Adaptive Computation Time algorithm in Tensorflow
This repo contains a ACTCell.py file impementing ACT and inheriting from the abstract RNN class in the Tensorflow doccumentation [here]
(https://github.com/tensorflow/tensorflow/blob/master/tensorflow/python/ops/rnn_cell.py). It implements the
Adaptive Computation Time Algorithm, described in this paper.
Also included in the repo is a model which uses this cell for language modelling on the Penn Tree Bank, a common dataset for evaluating language models. To run the ACT_Training.py file, you will need to download the dataset, which can be found here. The files you need are in the data/ directory.
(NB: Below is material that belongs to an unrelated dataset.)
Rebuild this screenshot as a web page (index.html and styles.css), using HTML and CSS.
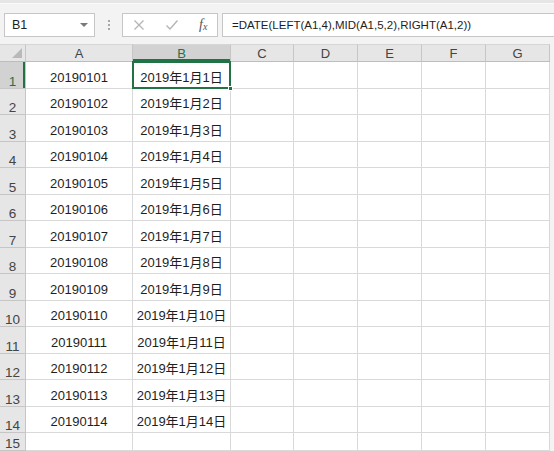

In order to run the code in this repo you will need to have downloaded one of the daily Tensorflow binaries which you can find on their homepage.
To run:
run ACT_Training.py with the following parameters:
* model_size, Default: "small", Size of model to train, either small, medium or large(from the config.py file)
* data_path, Default: None, full path to the data directory containing the ptb files
* model_path, Default: None, the full path of a pickled dictionary of weights(such as from a previously trained model)
saved using saveload.py to reload
* weights_dir, Default:None, full directory path to save weights into per epoch
Note - you will probably need some fairly heavy machinery to run the large config. The small model will comfortably run with around 4G of memory, although it will be pretty slow.